Set exercise
Skip the pictures. Transcribe the rest of the data below without changing a word.
◇ ◇ ◇
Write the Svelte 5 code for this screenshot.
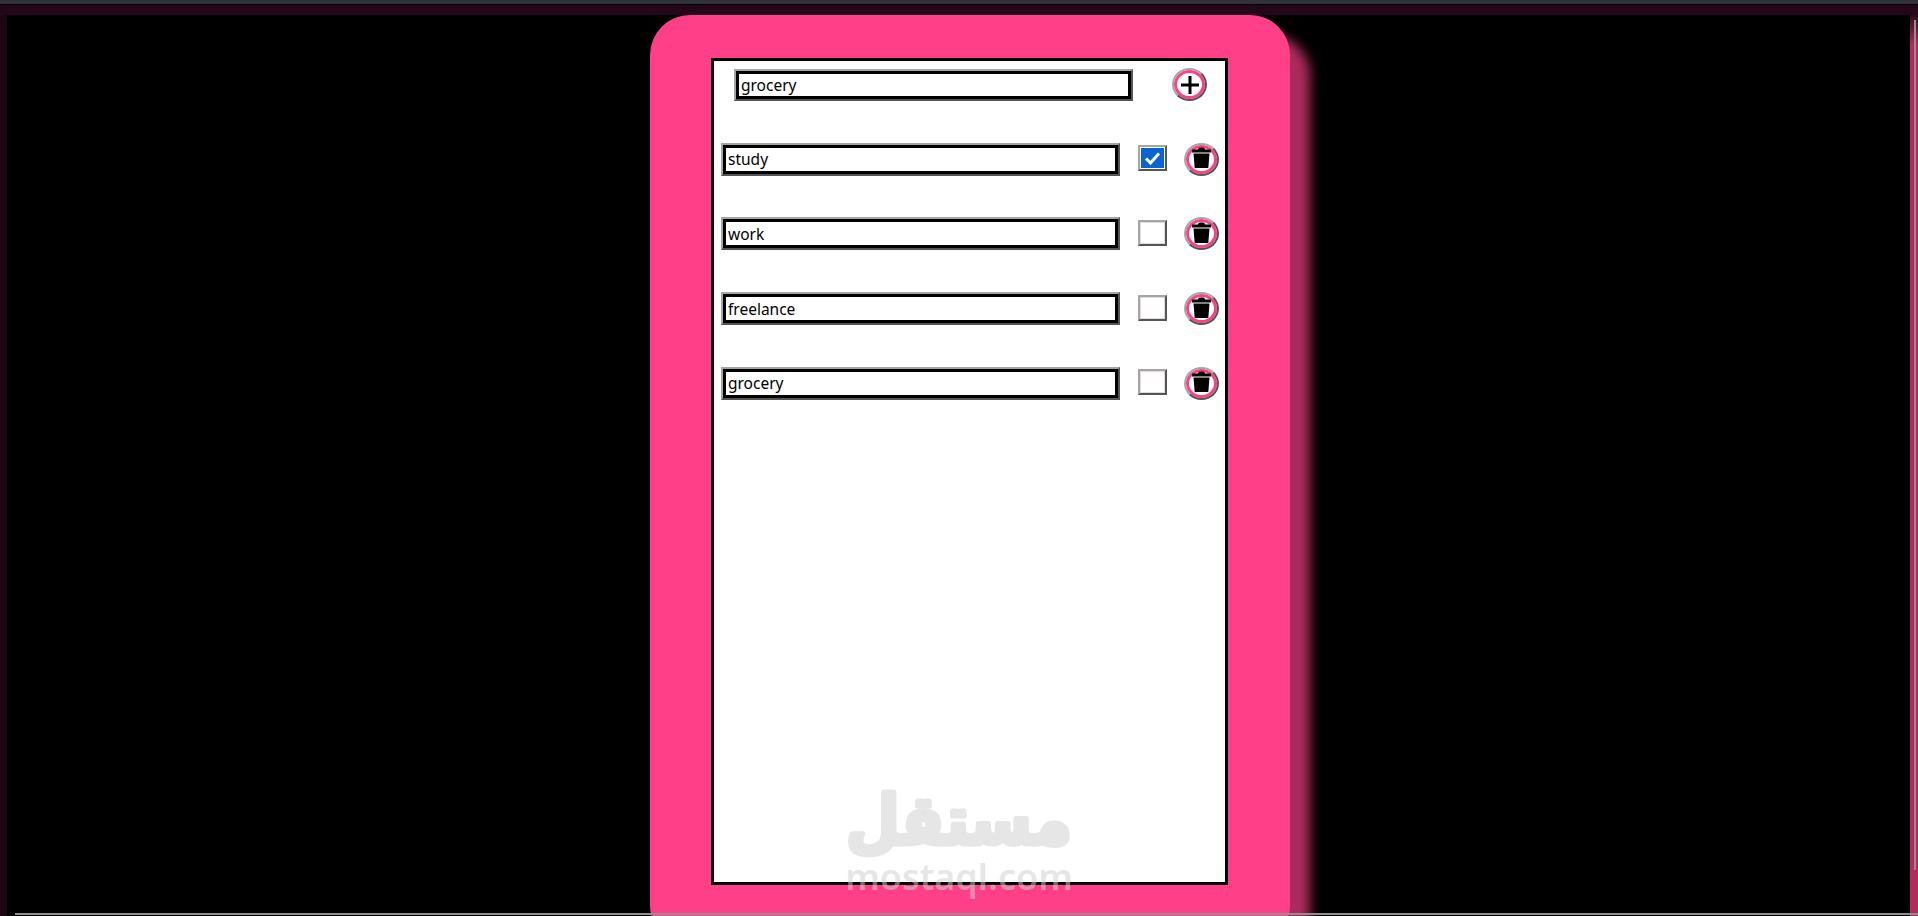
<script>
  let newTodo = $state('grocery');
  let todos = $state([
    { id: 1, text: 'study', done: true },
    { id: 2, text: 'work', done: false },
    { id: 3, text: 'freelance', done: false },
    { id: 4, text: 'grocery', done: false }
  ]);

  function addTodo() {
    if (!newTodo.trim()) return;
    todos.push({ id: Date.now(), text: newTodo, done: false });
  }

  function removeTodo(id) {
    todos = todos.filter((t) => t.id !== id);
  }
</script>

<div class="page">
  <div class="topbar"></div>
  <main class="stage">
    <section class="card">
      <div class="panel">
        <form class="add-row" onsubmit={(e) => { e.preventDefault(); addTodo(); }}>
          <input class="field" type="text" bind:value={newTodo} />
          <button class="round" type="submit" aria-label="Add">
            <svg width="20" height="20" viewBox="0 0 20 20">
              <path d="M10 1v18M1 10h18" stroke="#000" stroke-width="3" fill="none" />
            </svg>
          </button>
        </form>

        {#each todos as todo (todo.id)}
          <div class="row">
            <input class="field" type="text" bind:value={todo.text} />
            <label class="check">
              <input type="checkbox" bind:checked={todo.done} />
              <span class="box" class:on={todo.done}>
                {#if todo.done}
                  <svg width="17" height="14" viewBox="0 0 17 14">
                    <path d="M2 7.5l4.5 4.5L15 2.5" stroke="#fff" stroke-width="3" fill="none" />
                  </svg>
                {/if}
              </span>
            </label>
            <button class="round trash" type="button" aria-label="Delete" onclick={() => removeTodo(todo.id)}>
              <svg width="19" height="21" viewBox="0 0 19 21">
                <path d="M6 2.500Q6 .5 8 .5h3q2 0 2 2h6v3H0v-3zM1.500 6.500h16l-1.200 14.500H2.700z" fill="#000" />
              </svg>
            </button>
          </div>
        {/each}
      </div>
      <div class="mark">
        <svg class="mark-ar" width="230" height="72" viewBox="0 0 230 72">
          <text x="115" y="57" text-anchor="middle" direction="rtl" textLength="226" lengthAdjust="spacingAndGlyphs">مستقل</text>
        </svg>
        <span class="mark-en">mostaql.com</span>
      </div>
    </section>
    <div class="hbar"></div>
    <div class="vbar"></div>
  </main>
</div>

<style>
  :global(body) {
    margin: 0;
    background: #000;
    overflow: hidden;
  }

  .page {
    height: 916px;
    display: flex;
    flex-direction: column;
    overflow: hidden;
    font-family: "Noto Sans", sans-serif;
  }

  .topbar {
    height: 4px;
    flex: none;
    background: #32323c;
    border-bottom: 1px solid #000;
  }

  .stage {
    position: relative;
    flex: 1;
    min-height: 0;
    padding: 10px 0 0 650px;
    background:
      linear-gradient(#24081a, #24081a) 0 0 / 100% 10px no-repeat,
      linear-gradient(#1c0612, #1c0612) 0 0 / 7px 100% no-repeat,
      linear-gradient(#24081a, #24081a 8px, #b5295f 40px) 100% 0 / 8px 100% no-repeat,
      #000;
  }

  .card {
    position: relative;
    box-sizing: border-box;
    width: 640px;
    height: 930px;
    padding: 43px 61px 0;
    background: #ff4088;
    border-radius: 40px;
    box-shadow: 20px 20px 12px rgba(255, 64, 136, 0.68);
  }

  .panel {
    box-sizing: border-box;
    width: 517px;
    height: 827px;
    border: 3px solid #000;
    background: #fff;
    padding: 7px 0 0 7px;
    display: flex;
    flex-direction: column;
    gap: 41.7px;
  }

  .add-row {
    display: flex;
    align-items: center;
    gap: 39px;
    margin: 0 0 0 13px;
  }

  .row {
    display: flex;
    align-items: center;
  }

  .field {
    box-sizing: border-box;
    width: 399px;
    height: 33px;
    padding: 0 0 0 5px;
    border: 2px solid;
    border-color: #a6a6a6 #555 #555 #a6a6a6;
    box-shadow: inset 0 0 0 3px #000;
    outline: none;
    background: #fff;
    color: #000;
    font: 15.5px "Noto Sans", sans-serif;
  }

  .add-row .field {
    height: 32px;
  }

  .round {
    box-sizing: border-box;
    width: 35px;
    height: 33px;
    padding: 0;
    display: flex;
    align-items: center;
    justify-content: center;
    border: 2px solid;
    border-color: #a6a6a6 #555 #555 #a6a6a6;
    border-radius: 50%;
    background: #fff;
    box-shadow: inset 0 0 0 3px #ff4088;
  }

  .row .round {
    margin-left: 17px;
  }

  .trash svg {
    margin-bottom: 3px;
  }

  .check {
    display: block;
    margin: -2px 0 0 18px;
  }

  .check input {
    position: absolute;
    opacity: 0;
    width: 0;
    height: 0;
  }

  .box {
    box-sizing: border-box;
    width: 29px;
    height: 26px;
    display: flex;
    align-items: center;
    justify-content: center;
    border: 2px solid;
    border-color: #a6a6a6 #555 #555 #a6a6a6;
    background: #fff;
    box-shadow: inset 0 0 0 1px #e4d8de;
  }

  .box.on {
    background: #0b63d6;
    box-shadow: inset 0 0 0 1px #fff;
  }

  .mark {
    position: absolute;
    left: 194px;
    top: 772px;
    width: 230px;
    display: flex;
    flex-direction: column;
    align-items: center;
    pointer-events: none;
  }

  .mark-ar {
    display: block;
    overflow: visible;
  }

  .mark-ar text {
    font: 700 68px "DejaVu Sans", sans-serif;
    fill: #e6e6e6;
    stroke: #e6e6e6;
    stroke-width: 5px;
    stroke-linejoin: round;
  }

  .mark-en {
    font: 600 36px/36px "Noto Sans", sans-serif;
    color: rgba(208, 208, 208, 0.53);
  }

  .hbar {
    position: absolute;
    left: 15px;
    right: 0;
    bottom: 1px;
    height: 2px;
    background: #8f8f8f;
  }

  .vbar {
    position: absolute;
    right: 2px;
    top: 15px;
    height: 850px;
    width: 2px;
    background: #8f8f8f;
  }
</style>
◇ ◇ ◇
Task answer
Write the Svelte 5 code for this screenshot.
<script>
  let newTodo = $state('grocery');
  let todos = $state([
    { id: 1, text: 'study', done: true },
    { id: 2, text: 'work', done: false },
    { id: 3, text: 'freelance', done: false },
    { id: 4, text: 'grocery', done: false }
  ]);

  function addTodo() {
    if (!newTodo.trim()) return;
    todos.push({ id: Date.now(), text: newTodo, done: false });
  }

  function removeTodo(id) {
    todos = todos.filter((t) => t.id !== id);
  }
</script>

<div class="page">
  <div class="topbar"></div>
  <main class="stage">
    <section class="card">
      <div class="panel">
        <form class="add-row" onsubmit={(e) => { e.preventDefault(); addTodo(); }}>
          <input class="field" type="text" bind:value={newTodo} />
          <button class="round" type="submit" aria-label="Add">
            <svg width="20" height="20" viewBox="0 0 20 20">
              <path d="M10 1v18M1 10h18" stroke="#000" stroke-width="3" fill="none" />
            </svg>
          </button>
        </form>

        {#each todos as todo (todo.id)}
          <div class="row">
            <input class="field" type="text" bind:value={todo.text} />
            <label class="check">
              <input type="checkbox" bind:checked={todo.done} />
              <span class="box" class:on={todo.done}>
                {#if todo.done}
                  <svg width="17" height="14" viewBox="0 0 17 14">
                    <path d="M2 7.5l4.5 4.5L15 2.5" stroke="#fff" stroke-width="3" fill="none" />
                  </svg>
                {/if}
              </span>
            </label>
            <button class="round trash" type="button" aria-label="Delete" onclick={() => removeTodo(todo.id)}>
              <svg width="19" height="21" viewBox="0 0 19 21">
                <path d="M6 2.500Q6 .5 8 .5h3q2 0 2 2h6v3H0v-3zM1.500 6.500h16l-1.200 14.500H2.700z" fill="#000" />
              </svg>
            </button>
          </div>
        {/each}
      </div>
      <div class="mark">
        <svg class="mark-ar" width="230" height="72" viewBox="0 0 230 72">
          <text x="115" y="57" text-anchor="middle" direction="rtl" textLength="226" lengthAdjust="spacingAndGlyphs">مستقل</text>
        </svg>
        <span class="mark-en">mostaql.com</span>
      </div>
    </section>
    <div class="hbar"></div>
    <div class="vbar"></div>
  </main>
</div>

<style>
  :global(body) {
    margin: 0;
    background: #000;
    overflow: hidden;
  }

  .page {
    height: 916px;
    display: flex;
    flex-direction: column;
    overflow: hidden;
    font-family: "Noto Sans", sans-serif;
  }

  .topbar {
    height: 4px;
    flex: none;
    background: #32323c;
    border-bottom: 1px solid #000;
  }

  .stage {
    position: relative;
    flex: 1;
    min-height: 0;
    padding: 10px 0 0 650px;
    background:
      linear-gradient(#24081a, #24081a) 0 0 / 100% 10px no-repeat,
      linear-gradient(#1c0612, #1c0612) 0 0 / 7px 100% no-repeat,
      linear-gradient(#24081a, #24081a 8px, #b5295f 40px) 100% 0 / 8px 100% no-repeat,
      #000;
  }

  .card {
    position: relative;
    box-sizing: border-box;
    width: 640px;
    height: 930px;
    padding: 43px 61px 0;
    background: #ff4088;
    border-radius: 40px;
    box-shadow: 20px 20px 12px rgba(255, 64, 136, 0.68);
  }

  .panel {
    box-sizing: border-box;
    width: 517px;
    height: 827px;
    border: 3px solid #000;
    background: #fff;
    padding: 7px 0 0 7px;
    display: flex;
    flex-direction: column;
    gap: 41.7px;
  }

  .add-row {
    display: flex;
    align-items: center;
    gap: 39px;
    margin: 0 0 0 13px;
  }

  .row {
    display: flex;
    align-items: center;
  }

  .field {
    box-sizing: border-box;
    width: 399px;
    height: 33px;
    padding: 0 0 0 5px;
    border: 2px solid;
    border-color: #a6a6a6 #555 #555 #a6a6a6;
    box-shadow: inset 0 0 0 3px #000;
    outline: none;
    background: #fff;
    color: #000;
    font: 15.5px "Noto Sans", sans-serif;
  }

  .add-row .field {
    height: 32px;
  }

  .round {
    box-sizing: border-box;
    width: 35px;
    height: 33px;
    padding: 0;
    display: flex;
    align-items: center;
    justify-content: center;
    border: 2px solid;
    border-color: #a6a6a6 #555 #555 #a6a6a6;
    border-radius: 50%;
    background: #fff;
    box-shadow: inset 0 0 0 3px #ff4088;
  }

  .row .round {
    margin-left: 17px;
  }

  .trash svg {
    margin-bottom: 3px;
  }

  .check {
    display: block;
    margin: -2px 0 0 18px;
  }

  .check input {
    position: absolute;
    opacity: 0;
    width: 0;
    height: 0;
  }

  .box {
    box-sizing: border-box;
    width: 29px;
    height: 26px;
    display: flex;
    align-items: center;
    justify-content: center;
    border: 2px solid;
    border-color: #a6a6a6 #555 #555 #a6a6a6;
    background: #fff;
    box-shadow: inset 0 0 0 1px #e4d8de;
  }

  .box.on {
    background: #0b63d6;
    box-shadow: inset 0 0 0 1px #fff;
  }

  .mark {
    position: absolute;
    left: 194px;
    top: 772px;
    width: 230px;
    display: flex;
    flex-direction: column;
    align-items: center;
    pointer-events: none;
  }

  .mark-ar {
    display: block;
    overflow: visible;
  }

  .mark-ar text {
    font: 700 68px "DejaVu Sans", sans-serif;
    fill: #e6e6e6;
    stroke: #e6e6e6;
    stroke-width: 5px;
    stroke-linejoin: round;
  }

  .mark-en {
    font: 600 36px/36px "Noto Sans", sans-serif;
    color: rgba(208, 208, 208, 0.53);
  }

  .hbar {
    position: absolute;
    left: 15px;
    right: 0;
    bottom: 1px;
    height: 2px;
    background: #8f8f8f;
  }

  .vbar {
    position: absolute;
    right: 2px;
    top: 15px;
    height: 850px;
    width: 2px;
    background: #8f8f8f;
  }
</style>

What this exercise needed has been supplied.